During his tour of duty Wilmer took part in six campaigns and one-half of his division was able to return to the U.S. Having earned 99 points, he was honorably discharged Sept. 20, 1945, in Fort Sheridan, IL.

His service still provides lasting memories. He saw President Dwight Eisenhower five times in his life. The night before the Normandy Invasion, he stood within 100 feet of Gen. Eisenhower when he wished the troops "God speed." Wilmer recalls his pay of $21 a month in 1942. He was in Cologne, Germany, when Roosevelt died and was in Ludwigslust, West Germany, when the war ended. After the war he visited one concentration camp, a vivid memory for Wilmer with bodies lying in the open.

"Some of the German people just couldn't realize that there was such a thing as concentration camps for the Jews," he said. "That was kept pretty secret."

One of his most vivid memories is of riding in the glider. He said, "When we were going into Normandy the pilot stuck his head out the door and said, 'We're going down.' I'll always remember that."
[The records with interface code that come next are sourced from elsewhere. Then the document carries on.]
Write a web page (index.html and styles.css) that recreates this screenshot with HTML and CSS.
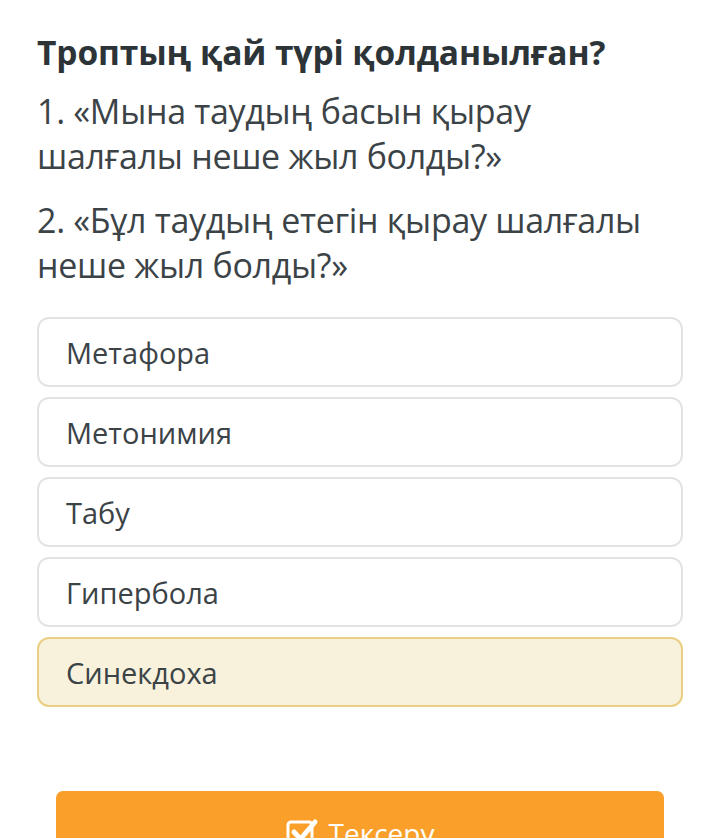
FILE: index.html
```html
<!DOCTYPE html>
<html lang="kk">
<head>
<meta charset="utf-8">
<link rel="stylesheet" href="styles.css">
</head>
<body>
<main class="quiz">
  <h1 class="title">Троптың қай түрі қолданылған?</h1>
  <p class="line line-first">1. «Мына таудың басын қырау шалғалы неше жыл болды?»</p>
  <p class="line">2. «Бұл таудың етегін қырау шалғалы неше жыл болды?»</p>
  <div class="options">
    <div class="option">Метафора</div>
    <div class="option">Метонимия</div>
    <div class="option">Табу</div>
    <div class="option">Гипербола</div>
    <div class="option selected">Синекдоха</div>
  </div>
  <button class="check">
    <svg class="icon" width="33" height="31" viewBox="0 0 33 31">
      <rect x="2" y="5" width="24" height="24" rx="3" fill="none" stroke="#fff" stroke-width="3"/>
      <path d="M8 15 L14.5 22 L29 5" fill="none" stroke="#fff" stroke-width="5" stroke-linecap="round" stroke-linejoin="round"/>
    </svg>
    <span>Тексеру</span>
  </button>
</main>
</body>
</html>
```
FILE: styles.css
```css
html, body {
  margin: 0;
  padding: 0;
  background: #fff;
}
body {
  font-family: "Open Sans", "Noto Sans", sans-serif;
  color: #3b4347;
}
.quiz {
  padding: 29px 37px 0 37px;
  display: flex;
  flex-direction: column;
}
.title {
  margin: 0;
  font-size: 33.5px;
  font-weight: 700;
  line-height: 46px;
  color: #2d3438;
  letter-spacing: -0.1px;
}
.line {
  margin: 19px 0 0 0;
  width: 620px;
  font-size: 34px;
  line-height: 45px;
  font-weight: 400;
  letter-spacing: -0.3px;
}
.line-first {
  margin-top: 14px;
}
.options {
  margin-top: 29px;
  display: flex;
  flex-direction: column;
  gap: 10px;
  width: 646px;
}
.option {
  height: 66px;
  border: 2px solid #e1e4e5;
  border-radius: 12px;
  padding: 0 27px;
  display: flex;
  align-items: center;
  font-size: 29px;
  color: #3b4347;
  background: #fff;
}
.option.selected {
  background: #f8f2dc;
  border-color: #eacf82;
}
.check {
  margin: 84px 0 0 19px;
  width: 608px;
  height: 70px;
  border: none;
  border-radius: 7px;
  background: #fa9f2a;
  color: #fff;
  font-family: "Open Sans", "Noto Sans", sans-serif;
  font-size: 28px;
  display: flex;
  align-items: center;
  justify-content: center;
  gap: 10px;
  padding: 13px 0 0 0;
}
.icon {
  display: block;
}
```
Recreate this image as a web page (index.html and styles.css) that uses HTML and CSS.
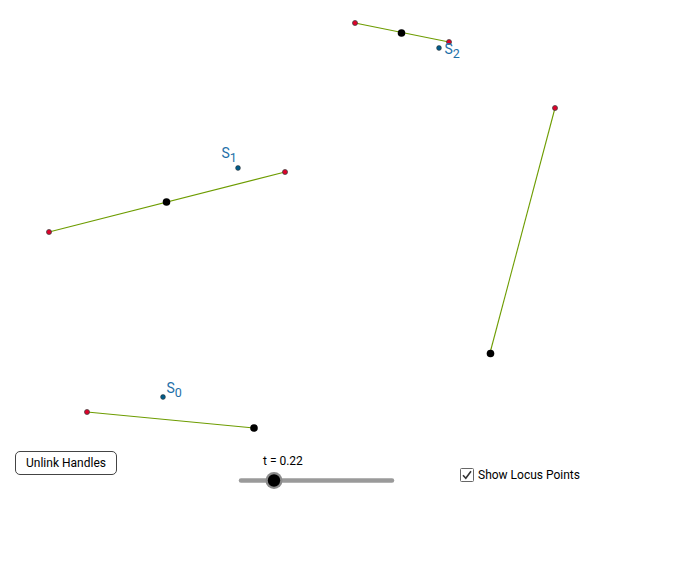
FILE: index.html
```html
<!DOCTYPE html>
<html>
<head>
<meta charset="utf-8">
<link rel="stylesheet" href="styles.css">
</head>
<body>
<div class="applet">
  <svg class="canvas" width="680" height="570" viewBox="0 0 680 570">
    <g class="seg">
      <line x1="355" y1="23" x2="449" y2="42"/>
      <line x1="49" y1="232" x2="285" y2="172"/>
      <line x1="555" y1="108" x2="490" y2="353"/>
      <line x1="87" y1="412" x2="254" y2="428"/>
    </g>
    <g class="red">
      <circle cx="355" cy="23" r="2.5"/>
      <circle cx="449" cy="42" r="2.5"/>
      <circle cx="49" cy="232" r="2.5"/>
      <circle cx="285" cy="172" r="2.5"/>
      <circle cx="555" cy="108" r="2.5"/>
      <circle cx="87" cy="412" r="2.5"/>
    </g>
    <g class="black">
      <circle cx="401.5" cy="33" r="3.8"/>
      <circle cx="166.5" cy="202" r="3.8"/>
      <circle cx="490.5" cy="353.5" r="3.8"/>
      <circle cx="254" cy="428" r="3.8"/>
    </g>
    <g class="blue">
      <circle cx="439" cy="48" r="2.4"/>
      <circle cx="238" cy="168" r="2.4"/>
      <circle cx="163" cy="397" r="2.4"/>
    </g>
    <g class="label">
      <text x="444.5" y="54">S<tspan class="sub" dy="4">2</tspan></text>
      <text x="221.5" y="158">S<tspan class="sub" dy="4">1</tspan></text>
      <text x="166.5" y="393">S<tspan class="sub" dy="4">0</tspan></text>
    </g>
    <g class="slider">
      <line class="track" x1="241" y1="480.5" x2="392" y2="480.5"/>
      <circle class="halo" cx="274" cy="480.5" r="8.5"/>
      <circle class="knob" cx="274" cy="480.5" r="6.2"/>
      <text class="slabel" x="263" y="465">t = 0.22</text>
    </g>
  </svg>
  <button class="unlink">Unlink Handles</button>
  <label class="locus">
    <span class="box">
      <svg width="14" height="14" viewBox="0 0 14 14"><rect x="0.5" y="0.5" width="13" height="13" rx="1" fill="#fff" stroke="#666"/><path d="M3 7.2 L5.8 10.3 L11 3.2" fill="none" stroke="#333" stroke-width="1.6"/></svg>
    </span>
    <span class="ltext">Show Locus Points</span>
  </label>
</div>
</body>
</html>
```
FILE: styles.css
```css
html, body {
  margin: 0;
  padding: 0;
  background: #fff;
}
.applet {
  position: relative;
  width: 680px;
  height: 570px;
  overflow: hidden;
  font-family: Roboto, "Liberation Sans", sans-serif;
}
.canvas {
  display: block;
}
.seg line {
  stroke: #6d9c00;
  stroke-width: 1.1;
}
.red circle {
  fill: #e0002a;
  stroke: #444;
  stroke-width: 0.8;
}
.black circle {
  fill: #000;
}
.blue circle {
  fill: #005c8a;
  stroke: #333;
  stroke-width: 0.6;
}
.label text {
  fill: #1e6fa8;
  font-family: Roboto, "Liberation Sans", sans-serif;
  font-size: 14px;
}
.label .sub {
  font-size: 12.5px;
}
.track {
  stroke: #9a9a9a;
  stroke-width: 4.5;
  stroke-linecap: round;
}
.halo {
  fill: #8c8c8c;
}
.knob {
  fill: #000;
}
.slabel {
  font-family: Roboto, "Liberation Sans", sans-serif;
  font-size: 12px;
  fill: #000;
}
.unlink {
  position: absolute;
  left: 15px;
  top: 451px;
  width: 102px;
  height: 24px;
  padding: 0;
  background: #fff;
  border: 1px solid #444;
  border-radius: 5px;
  font-family: Roboto, "Liberation Sans", sans-serif;
  font-size: 12px;
  color: #000;
}
.locus {
  position: absolute;
  left: 460px;
  top: 468px;
  display: flex;
  align-items: center;
  gap: 4px;
  font-size: 12px;
  color: #000;
}
.box {
  display: flex;
}
```
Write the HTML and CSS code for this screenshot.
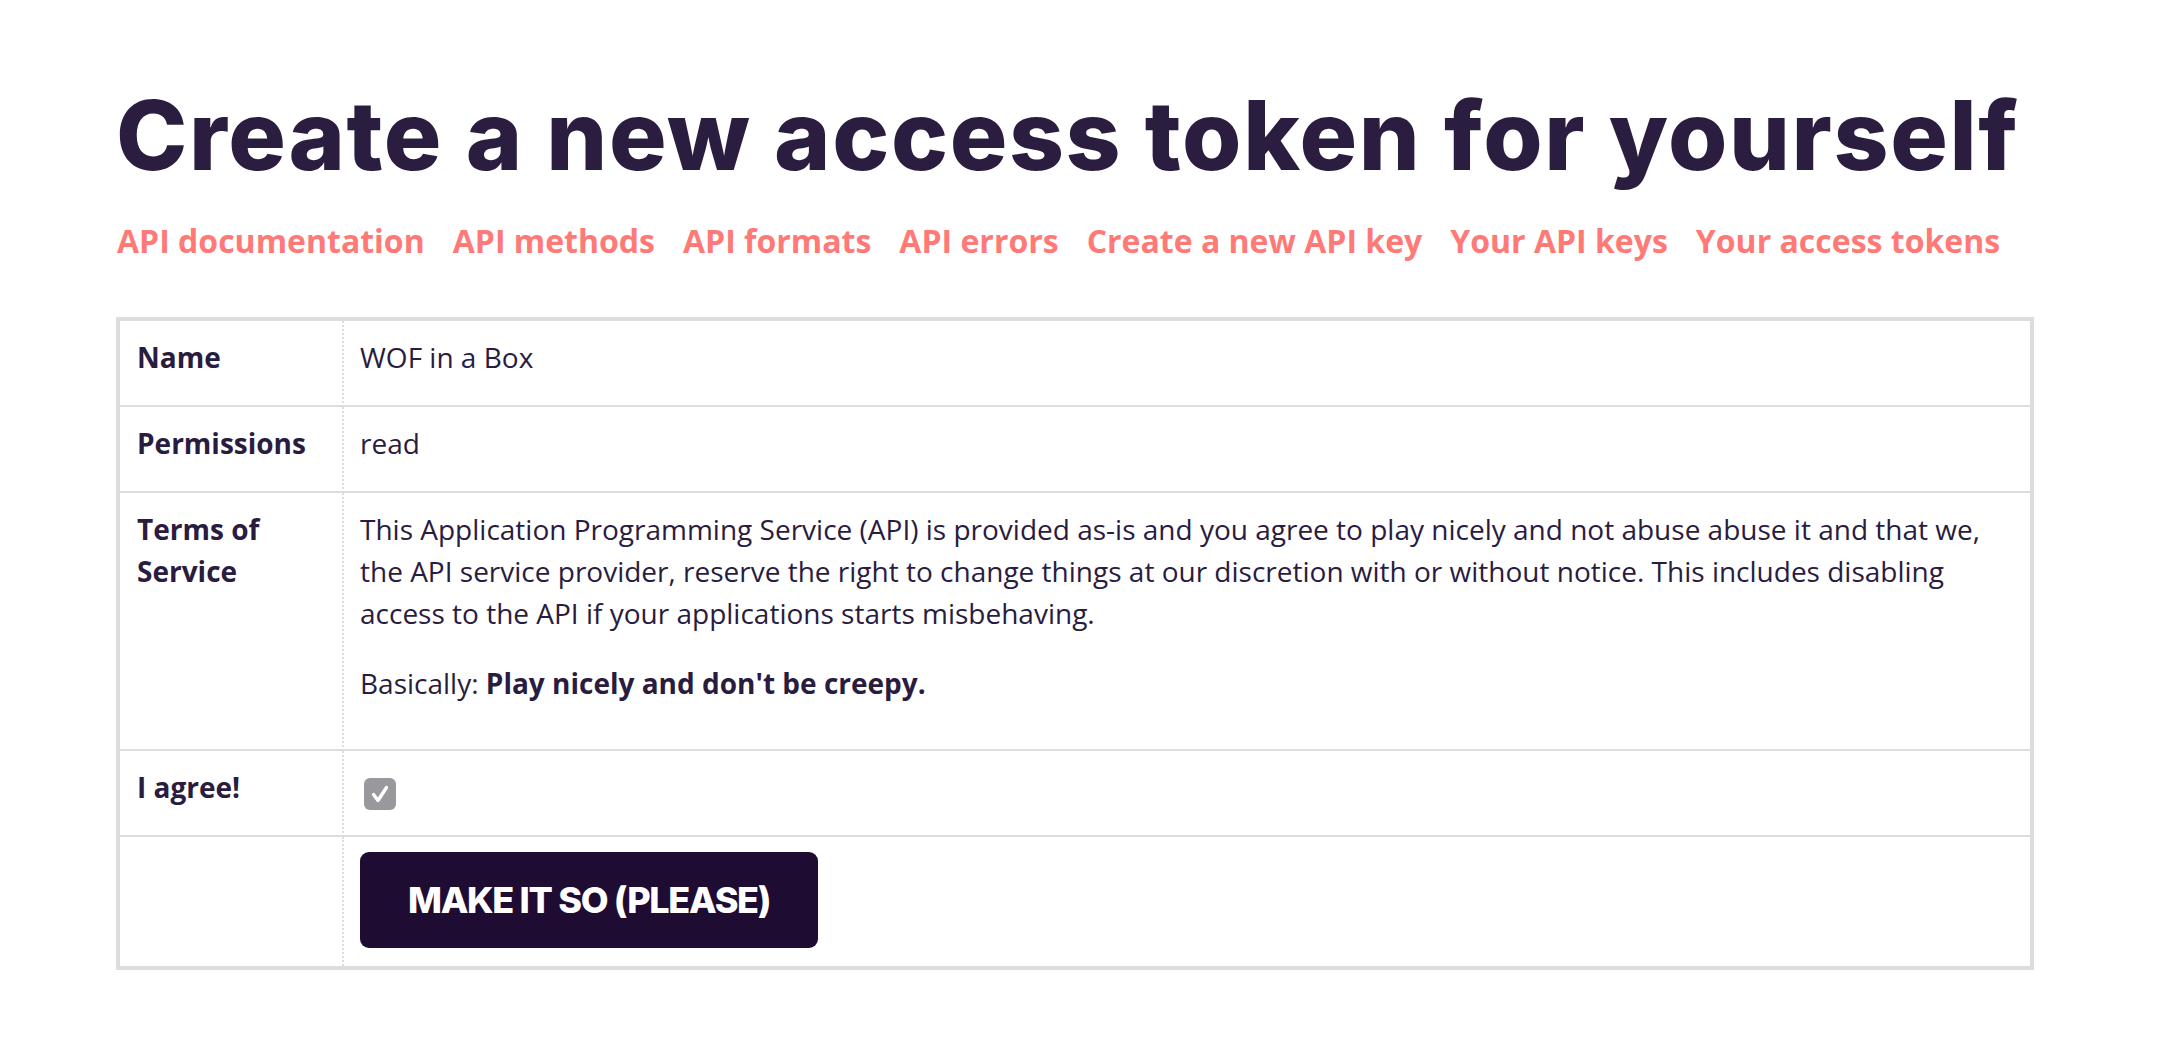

During the two and one-half years he was overseas, letters kept him in touch with home.

"I wrote about every two-three weeks. I didn't write too much of the bad stuff, cause it would make Ma excited," he said.

He also wrote to his girlfriend, Vila. She saved the letters for a long time. Recalling his discharge, she said, "He came home in September and came up to Minnesota where I was in October. We were engaged in October and married in December. Our romance was through the mail."

When asked if he feels like a hero, Wilmer replied, "No, because I didn't believe in war myself. I never did get much rank because I didn't stick my head out."

While his record reflects commendable service to his country, he remains humble. He asked, "Why should I get attention? There were hundreds in the same position."